Now, well, I think you can extend out your temperamental capability across a wider range. And to
me that's roughly equivalent as bringing a richer tool kit to each situation. You know, so if you're
hyper-extroverted, you should probably learn to shut up in parties now and then and listen just to
see what's going on, to see if you can manage it, you know? And if you're introverted, well, then
you should learn how to speak in public, and to learn how to go to parties without hiding in the
corner and saying nothing to anyone, you know? And if you're agreeable, then you need to learn
how to be disagreeable, so people can't push you around. And if you're disagreeable, you need to
learn how to be agreeable, so you're not an evil son of a b- So, and the same thing applies even in
the conscientious domain It's like if you're too conscientious you need to learn to relax and let go a
little bit. And if you're unconscientious it's time like get out the Google Calendar, man, and start
scheduling your day, right? And beat yourself on the back of the head with a stick until you're
disciplined enough so that you can actually stick to something for some length of time. And not
living in absolute squalor, which is something that would characterize someone who's very
disorderly, for example, 'cause they just, they don't notice.
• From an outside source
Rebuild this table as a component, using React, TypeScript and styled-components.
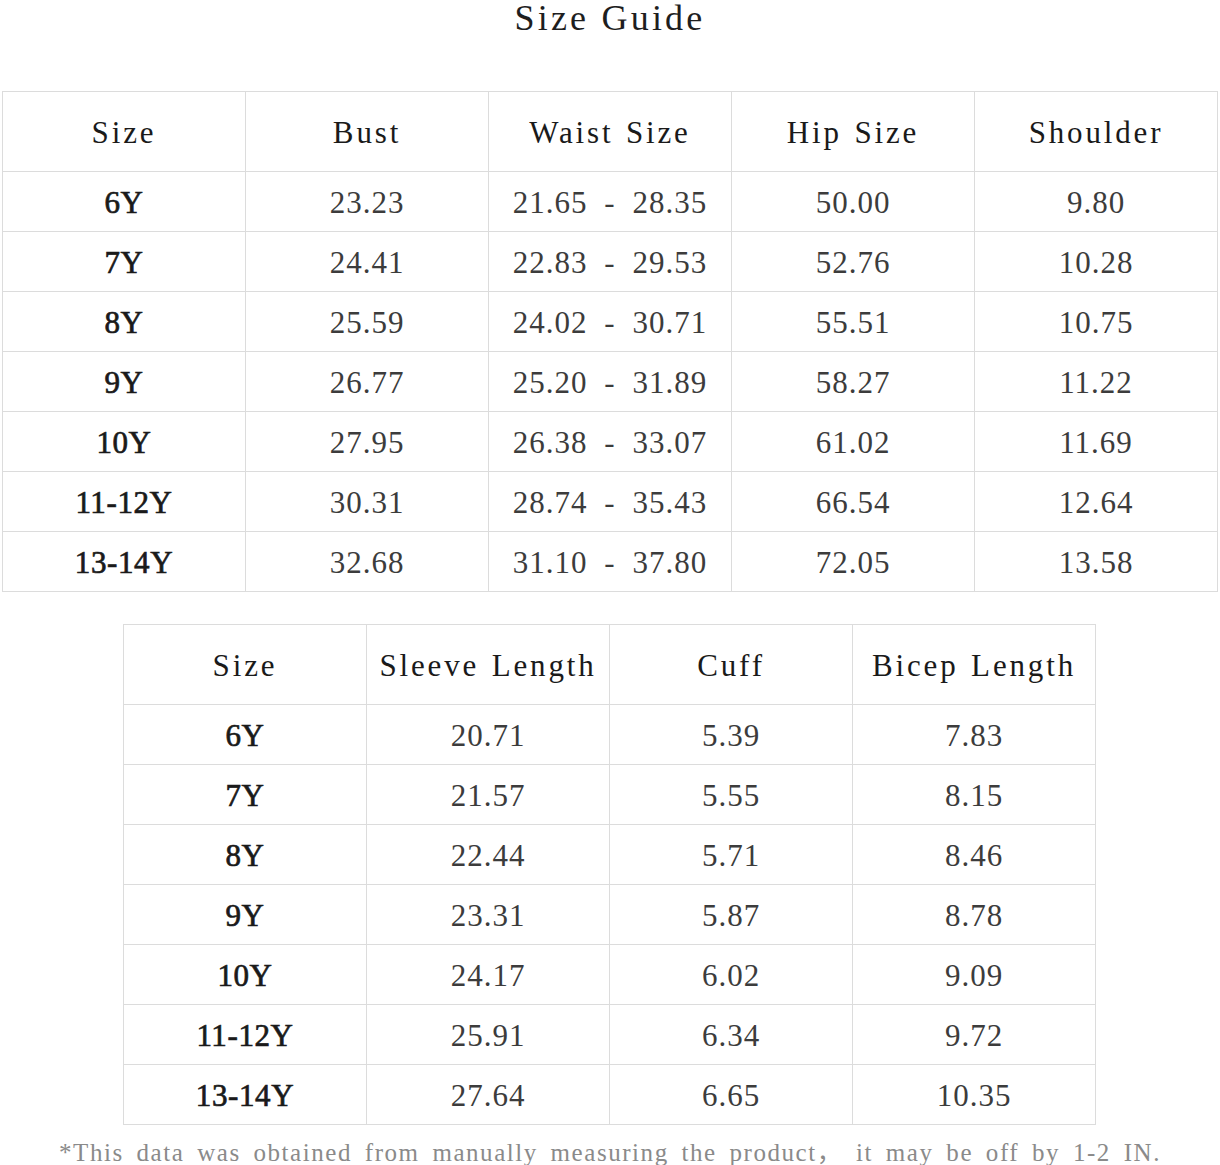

It doesn't bother them, disorder. It's like-
Maybe they can see it, but it doesn't have any emotional valance. so it doesn't have any motivational
significance. Now, so, the other thing you might wanna think about too if you're choosing a partner
is try not to choose someone who's too distant from you
on the temperamental variables. Because you're gonna have a hard time bridging the gap, you
know? It's hard for an introverted person and an extroverted person to coexist.
And it's really hard for an orderly person and a disorderly person to coexist 'cause they will drive
each other nuts. "Why don't you pick up?" "Why are you so obsessed by it?" That's the basic
argument, you know? So, it's useful to know about your temperament so that you can negotiate a
space with your partner, and the other way as well. And I don't think you should try to find someone
who's exactly the same as you. Because then you don't have the benefits of the alternative
viewpoint. But you gotta watch it, because you may hit irreconcilable differences of various sorts.
And I've seen that most particularly among couples who are high and low in openness, that's a
rough one. And also high and low in conscientiousness, that's another rough one. 'Cause they just
cannot see how the other person sees the world at all.